De ponerme yo a dar palique a un animal escogería al búho. Es un animal de mirada limpia, de las que no esconden nada avieso, ni turbio. Se le ve venir al búho, se sabe si nos tiene afecto o si de pronto algo que hemos hecho ha contrariado su paz espiritual, si es que tal cosa es posible dentro de su especie. Volvemos a la incertidumbre de si los animales poseen alma y sienten y padecen y merecen después el cielo o el infierno, por los actos que han cometido o por los que no, Si el buen Dios en su altura inaccesible hizo el mundo y dio inteligencia al hombre por encima de la de las bestias o si no nos informó con detalle de sus planes y, en apariencia, somos los hombres (y las mujeres, no lo pongan en duda) los que reinamos sobre la tierra o lo son, en zoológica paridad, ellos, las criaturas animales y hasta ahora no se ha encontrado instrumento que elucide esta duda antigua. Caso de que no haya búho a mano, me inclino a elegir al perro. Sé de perros que procuran más afecto que seres humanos. No he tenido nunca ninguno y tengo la idea (nunca se sabe) de que no tendré. Requieren cuidados que no sabría darles y, en ésas, entreveo que no haré mi trabajo de dueño de un perro como debiera. De los que tienen mis amigos o de cuantos veo a la vera de quienes los cuidan, admiro su lealtad, su obediencia, su sacrificio también. Debe ser duro ser perro o ser búho. No digo ya gallina, que es especie a la que no se le tiene un afecto que duré mucho en la cabeza. Apreciamos los huevos, la carne y ahí acaban los sentimientos.

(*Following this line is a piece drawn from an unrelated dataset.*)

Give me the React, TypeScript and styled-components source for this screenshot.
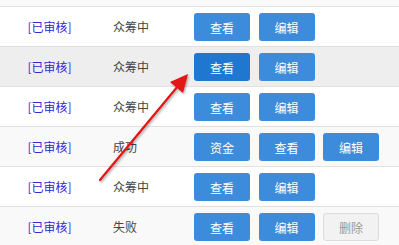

En otro orden de cosas (o es el mismo), no es cosa de locos hablar con quien no se tiene la certeza de que nos escuche. Hay quienes, movidos por su fe o por su amor o por ambas cosas juntamente, hablan con Dios y no esperan que exista un feedback en el proceso. Como carezco de fe, aunque me sobre amor, no podré jamás entrar en consideraciones teológicas y me conformo con manejarme conmigo mismo, con mi incredulidad en materia divina o con mi absoluta convicción de que, haya o no haya Dios en los cielos, a mí no me hace falta. Es más lo que nos perdemos que lo que ganamos, seguro. No sabemos si hay gallinas con un humor fantástico con las que no departimos nunca o búhos que filosofan sobre la perdurabilidad del alma o grillos que conocen como nadie los secretos más íntimos de la música. Noto ahora un vientecillo dulce oreándome el alma, como decía Mrs. Cadwell, la madre doliente de Eliacim en la pluma de Camilo José Cela.
Estamos en invierno y la ventana está cerrada. Me vienen a lo lejos conversaciones. Queda la satisfacción de que en ocasiones el mejor diálogo lo hacemos en soledad. No hay festejo mayor que pensar para uno mismo y no descabalgarse de lo pensado, no entrar en trifulca, ni objetar, ni meterse en matices que a veces incomodan. Pasa poco, pero a veces felizmente sucede eso que digo, que el día te reconcilia contigo mismo, te hace entender lo que muchas veces no alcanzas por más que lo razones con los otros y busques en los otros lo que tú no tienes. El hombre de la fotografía de David Stewart ha terminado de hablar. Se nota. Eso era una respuesta a alguna pregunta. La gallina está pensando. No sabemos qué piensa, pero se aprecia en el gesto que su cabeza no deja de ronronear palabras. Le dolerá en el fondo de su alma que no se le haya acoplado a su materia gris un sistema lingüístico que le permita interactuar con otras especies. El mundo sería más hermoso si pudiésemos contarle al jilguero de casa que no nos gustan los lunes o que anoche no bebí mucho y no me he levantado hoy resacoso. Y bien pudiera. Es mejor así. Ya tiene uno edad de ir midiendo los excesos, aunque el vicio perdure y no me corte en admitir que lamento tanto buen juicio.